> _Written exercise_:
Can you transcribe the data exactly? Leave the pictures out.

> _Available data_:

────────────────────────────────────────

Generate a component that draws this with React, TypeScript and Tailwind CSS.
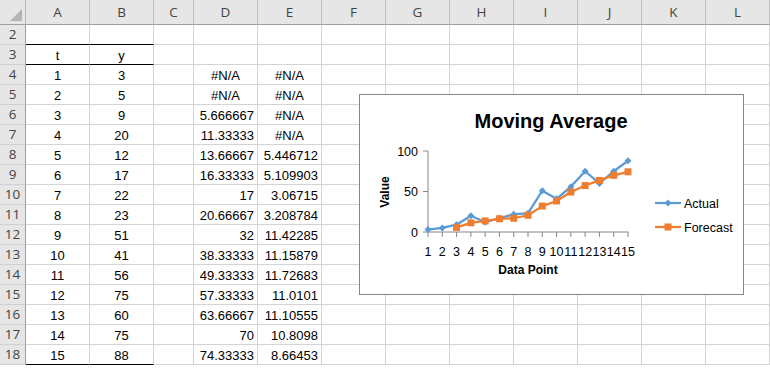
import React from 'react';

const columns = [
    { name: 'A', w: 'w-[64px]' },
    { name: 'B', w: 'w-[64px]' },
    { name: 'C', w: 'w-[40px]' },
    { name: 'D', w: 'w-[64px]' },
    { name: 'E', w: 'w-[64px]' },
    { name: 'F', w: 'w-[64px]' },
    { name: 'G', w: 'w-[64px]' },
    { name: 'H', w: 'w-[64px]' },
    { name: 'I', w: 'w-[64px]' },
    { name: 'J', w: 'w-[64px]' },
    { name: 'K', w: 'w-[64px]' },
    { name: 'L', w: 'w-[64px]' },
];

const actual = [3, 5, 9, 20, 12, 17, 22, 23, 51, 41, 56, 75, 60, 75, 88];
const dCol = ['#N/A', '#N/A', '5.666667', '11.33333', '13.66667', '16.33333', '17', '20.66667', '32', '38.33333', '49.33333', '57.33333', '63.66667', '70', '74.33333'];
const eCol = ['#N/A', '#N/A', '#N/A', '#N/A', '5.446712', '5.109903', '3.06715', '3.208784', '11.42285', '11.15879', '11.72683', '11.0101', '11.10555', '10.8098', '8.66453'];

// build rows 2..18
const rows: { n: number; cells: string[] }[] = [];
rows.push({ n: 2, cells: [] });
rows.push({ n: 3, cells: ['t', 'y'] });
for (let i = 0; i < 15; i++) {
    rows.push({ n: i + 4, cells: [String(i + 1), String(actual[i]), '', dCol[i], eCol[i]] });
}

function Cell({ col, row, text }: { col: number; row: number; text: string }) {
    const thick = (col === 0 || col === 1) && (row === 2 || row === 3 || row === 18);
    const isError = text.startsWith('#');
    const align =
        col <= 1 ? 'justify-center' : isError ? 'justify-center' : 'justify-end pr-[3px]';
    return (
        <div
            className={`${columns[col].w} h-[20px] shrink-0 flex items-center border-r border-b border-r-[#d4d4d4] ${
                thick ? 'border-b-black' : 'border-b-[#d4d4d4]'
            } ${align} text-[13px] text-black leading-none pt-[1px]`}
        >
            {text}
        </div>
    );
}

const xOf = (i: number) => 428 + (i - 1) * (200 / 14);
const yOf = (v: number) => 232 - v * 0.81;

function Chart() {
    const forecast = dCol.map((v, i) => ({ i: i + 1, v: parseFloat(v) })).filter((p) => !isNaN(p.v));
    const actualPts = actual.map((v, i) => `${xOf(i + 1)},${yOf(v)}`).join(' ');
    const forecastPts = forecast.map((p) => `${xOf(p.i)},${yOf(p.v)}`).join(' ');

    return (
        <div className="absolute left-[359px] top-[94px] w-[385px] h-[201px] border border-[#868686] bg-white">
            <svg width="383" height="199" className="block">
                <g transform="translate(-360,-95)" fontFamily="'Liberation Sans', Arial, sans-serif">
                    <text x="551" y="128" textAnchor="middle" fontSize="20" fontWeight="bold" fill="#000">
                        Moving Average
                    </text>

                    {/* axes */}
                    <line x1="428" y1="151" x2="428" y2="232" stroke="#868686" strokeWidth="1" />
                    <line x1="428" y1="232" x2="628.5" y2="232" stroke="#868686" strokeWidth="1" />
                    {[0, 50, 100].map((v) => (
                        <g key={v}>
                            <line x1="423" y1={yOf(v)} x2="428" y2={yOf(v)} stroke="#868686" />
                            <text x="418" y={yOf(v) + 4.5} textAnchor="end" fontSize="12.5" fill="#000">
                                {v}
                            </text>
                        </g>
                    ))}
                    {actual.map((_, i) => (
                        <g key={i}>
                            <line x1={xOf(i + 1)} y1="232" x2={xOf(i + 1)} y2="237" stroke="#868686" />
                            <text x={xOf(i + 1)} y="255.5" textAnchor="middle" fontSize="12.5" fill="#000">
                                {i + 1}
                            </text>
                        </g>
                    ))}

                    <text x="528" y="274" textAnchor="middle" fontSize="12" fontWeight="bold" fill="#000">
                        Data Point
                    </text>
                    <text
                        x="0"
                        y="0"
                        transform="translate(389,192) rotate(-90)"
                        textAnchor="middle"
                        fontSize="12"
                        fontWeight="bold"
                        fill="#000"
                    >
                        Value
                    </text>

                    {/* Actual series */}
                    <polyline points={actualPts} fill="none" stroke="#5B9BD5" strokeWidth="2.25" strokeLinejoin="round" />
                    {actual.map((v, i) => {
                        const x = xOf(i + 1);
                        const y = yOf(v);
                        return (
                            <polygon
                                key={i}
                                points={`${x},${y - 3.5} ${x + 3.5},${y} ${x},${y + 3.5} ${x - 3.5},${y}`}
                                fill="#5B9BD5"
                            />
                        );
                    })}

                    {/* Forecast series */}
                    <polyline points={forecastPts} fill="none" stroke="#ED7D31" strokeWidth="2.25" strokeLinejoin="round" />
                    {forecast.map((p) => (
                        <rect key={p.i} x={xOf(p.i) - 3.5} y={yOf(p.v) - 3.5} width="7" height="7" fill="#ED7D31" />
                    ))}

                    {/* Legend */}
                    <line x1="655" y1="203" x2="681" y2="203" stroke="#5B9BD5" strokeWidth="2.25" />
                    <polygon points="668,199.5 671.5,203 668,206.5 664.5,203" fill="#5B9BD5" />
                    <text x="684" y="207.5" fontSize="12.5" fill="#000">
                        Actual
                    </text>
                    <line x1="655" y1="227" x2="681" y2="227" stroke="#ED7D31" strokeWidth="2.25" />
                    <rect x="664.5" y="223.5" width="7" height="7" fill="#ED7D31" />
                    <text x="684" y="231.5" fontSize="12.5" fill="#000">
                        Forecast
                    </text>
                </g>
            </svg>
        </div>
    );
}

export default function App() {
    return (
        <div className="relative w-[770px] h-[368px] overflow-hidden bg-white font-['Liberation_Sans',Arial,sans-serif]">
            {/* Column headers */}
            <div className="flex h-[25px]">
                <div className="w-[26px] h-[25px] shrink-0 bg-[#e6e6e6] border-r border-b border-r-[#b8b8b8] border-b-[#9e9e9e] relative">
                    <svg width="25" height="24" className="absolute left-0 top-0">
                        <polygon points="22,9 22,21 10,21" fill="#b4b4b4" />
                    </svg>
                </div>
                {columns.map((c) => (
                    <div
                        key={c.name}
                        className={`${c.w} h-[25px] shrink-0 bg-[#e6e6e6] border-r border-b border-r-[#bdbdbd] border-b-[#9e9e9e] flex items-center justify-center text-[13.5px] text-[#444] font-['Open_Sans',sans-serif]`}
                    >
                        {c.name}
                    </div>
                ))}
            </div>

            {/* Rows */}
            {rows.map((r) => (
                <div key={r.n} className="flex h-[20px]">
                    <div className="w-[26px] h-[20px] shrink-0 bg-[#e6e6e6] border-r border-b border-r-[#9e9e9e] border-b-[#d0d0d0] flex items-center justify-center text-[13.5px] text-[#444] font-['Open_Sans',sans-serif]">
                        {r.n}
                    </div>
                    {columns.map((c, ci) => (
                        <Cell key={c.name} col={ci} row={r.n} text={r.cells[ci] ?? ''} />
                    ))}
                </div>
            ))}

            <Chart />
        </div>
    );
}
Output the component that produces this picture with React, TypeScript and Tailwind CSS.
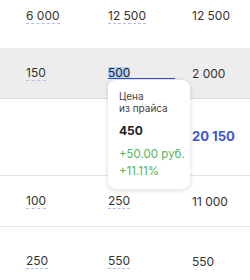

────────────────────────────────────────

> _Response_:
Generate a component that draws this with React, TypeScript and Tailwind CSS.
import React from 'react';

const columns = [
    { name: 'A', w: 'w-[64px]' },
    { name: 'B', w: 'w-[64px]' },
    { name: 'C', w: 'w-[40px]' },
    { name: 'D', w: 'w-[64px]' },
    { name: 'E', w: 'w-[64px]' },
    { name: 'F', w: 'w-[64px]' },
    { name: 'G', w: 'w-[64px]' },
    { name: 'H', w: 'w-[64px]' },
    { name: 'I', w: 'w-[64px]' },
    { name: 'J', w: 'w-[64px]' },
    { name: 'K', w: 'w-[64px]' },
    { name: 'L', w: 'w-[64px]' },
];

const actual = [3, 5, 9, 20, 12, 17, 22, 23, 51, 41, 56, 75, 60, 75, 88];
const dCol = ['#N/A', '#N/A', '5.666667', '11.33333', '13.66667', '16.33333', '17', '20.66667', '32', '38.33333', '49.33333', '57.33333', '63.66667', '70', '74.33333'];
const eCol = ['#N/A', '#N/A', '#N/A', '#N/A', '5.446712', '5.109903', '3.06715', '3.208784', '11.42285', '11.15879', '11.72683', '11.0101', '11.10555', '10.8098', '8.66453'];

// build rows 2..18
const rows: { n: number; cells: string[] }[] = [];
rows.push({ n: 2, cells: [] });
rows.push({ n: 3, cells: ['t', 'y'] });
for (let i = 0; i < 15; i++) {
    rows.push({ n: i + 4, cells: [String(i + 1), String(actual[i]), '', dCol[i], eCol[i]] });
}

function Cell({ col, row, text }: { col: number; row: number; text: string }) {
    const thick = (col === 0 || col === 1) && (row === 2 || row === 3 || row === 18);
    const isError = text.startsWith('#');
    const align =
        col <= 1 ? 'justify-center' : isError ? 'justify-center' : 'justify-end pr-[3px]';
    return (
        <div
            className={`${columns[col].w} h-[20px] shrink-0 flex items-center border-r border-b border-r-[#d4d4d4] ${
                thick ? 'border-b-black' : 'border-b-[#d4d4d4]'
            } ${align} text-[13px] text-black leading-none pt-[1px]`}
        >
            {text}
        </div>
    );
}

const xOf = (i: number) => 428 + (i - 1) * (200 / 14);
const yOf = (v: number) => 232 - v * 0.81;

function Chart() {
    const forecast = dCol.map((v, i) => ({ i: i + 1, v: parseFloat(v) })).filter((p) => !isNaN(p.v));
    const actualPts = actual.map((v, i) => `${xOf(i + 1)},${yOf(v)}`).join(' ');
    const forecastPts = forecast.map((p) => `${xOf(p.i)},${yOf(p.v)}`).join(' ');

    return (
        <div className="absolute left-[359px] top-[94px] w-[385px] h-[201px] border border-[#868686] bg-white">
            <svg width="383" height="199" className="block">
                <g transform="translate(-360,-95)" fontFamily="'Liberation Sans', Arial, sans-serif">
                    <text x="551" y="128" textAnchor="middle" fontSize="20" fontWeight="bold" fill="#000">
                        Moving Average
                    </text>

                    {/* axes */}
                    <line x1="428" y1="151" x2="428" y2="232" stroke="#868686" strokeWidth="1" />
                    <line x1="428" y1="232" x2="628.5" y2="232" stroke="#868686" strokeWidth="1" />
                    {[0, 50, 100].map((v) => (
                        <g key={v}>
                            <line x1="423" y1={yOf(v)} x2="428" y2={yOf(v)} stroke="#868686" />
                            <text x="418" y={yOf(v) + 4.5} textAnchor="end" fontSize="12.5" fill="#000">
                                {v}
                            </text>
                        </g>
                    ))}
                    {actual.map((_, i) => (
                        <g key={i}>
                            <line x1={xOf(i + 1)} y1="232" x2={xOf(i + 1)} y2="237" stroke="#868686" />
                            <text x={xOf(i + 1)} y="255.5" textAnchor="middle" fontSize="12.5" fill="#000">
                                {i + 1}
                            </text>
                        </g>
                    ))}

                    <text x="528" y="274" textAnchor="middle" fontSize="12" fontWeight="bold" fill="#000">
                        Data Point
                    </text>
                    <text
                        x="0"
                        y="0"
                        transform="translate(389,192) rotate(-90)"
                        textAnchor="middle"
                        fontSize="12"
                        fontWeight="bold"
                        fill="#000"
                    >
                        Value
                    </text>

                    {/* Actual series */}
                    <polyline points={actualPts} fill="none" stroke="#5B9BD5" strokeWidth="2.25" strokeLinejoin="round" />
                    {actual.map((v, i) => {
                        const x = xOf(i + 1);
                        const y = yOf(v);
                        return (
                            <polygon
                                key={i}
                                points={`${x},${y - 3.5} ${x + 3.5},${y} ${x},${y + 3.5} ${x - 3.5},${y}`}
                                fill="#5B9BD5"
                            />
                        );
                    })}

                    {/* Forecast series */}
                    <polyline points={forecastPts} fill="none" stroke="#ED7D31" strokeWidth="2.25" strokeLinejoin="round" />
                    {forecast.map((p) => (
                        <rect key={p.i} x={xOf(p.i) - 3.5} y={yOf(p.v) - 3.5} width="7" height="7" fill="#ED7D31" />
                    ))}

                    {/* Legend */}
                    <line x1="655" y1="203" x2="681" y2="203" stroke="#5B9BD5" strokeWidth="2.25" />
                    <polygon points="668,199.5 671.5,203 668,206.5 664.5,203" fill="#5B9BD5" />
                    <text x="684" y="207.5" fontSize="12.5" fill="#000">
                        Actual
                    </text>
                    <line x1="655" y1="227" x2="681" y2="227" stroke="#ED7D31" strokeWidth="2.25" />
                    <rect x="664.5" y="223.5" width="7" height="7" fill="#ED7D31" />
                    <text x="684" y="231.5" fontSize="12.5" fill="#000">
                        Forecast
                    </text>
                </g>
            </svg>
        </div>
    );
}

export default function App() {
    return (
        <div className="relative w-[770px] h-[368px] overflow-hidden bg-white font-['Liberation_Sans',Arial,sans-serif]">
            {/* Column headers */}
            <div className="flex h-[25px]">
                <div className="w-[26px] h-[25px] shrink-0 bg-[#e6e6e6] border-r border-b border-r-[#b8b8b8] border-b-[#9e9e9e] relative">
                    <svg width="25" height="24" className="absolute left-0 top-0">
                        <polygon points="22,9 22,21 10,21" fill="#b4b4b4" />
                    </svg>
                </div>
                {columns.map((c) => (
                    <div
                        key={c.name}
                        className={`${c.w} h-[25px] shrink-0 bg-[#e6e6e6] border-r border-b border-r-[#bdbdbd] border-b-[#9e9e9e] flex items-center justify-center text-[13.5px] text-[#444] font-['Open_Sans',sans-serif]`}
                    >
                        {c.name}
                    </div>
                ))}
            </div>

            {/* Rows */}
            {rows.map((r) => (
                <div key={r.n} className="flex h-[20px]">
                    <div className="w-[26px] h-[20px] shrink-0 bg-[#e6e6e6] border-r border-b border-r-[#9e9e9e] border-b-[#d0d0d0] flex items-center justify-center text-[13.5px] text-[#444] font-['Open_Sans',sans-serif]">
                        {r.n}
                    </div>
                    {columns.map((c, ci) => (
                        <Cell key={c.name} col={ci} row={r.n} text={r.cells[ci] ?? ''} />
                    ))}
                </div>
            ))}

            <Chart />
        </div>
    );
}
Output the component that produces this picture with React, TypeScript and Tailwind CSS.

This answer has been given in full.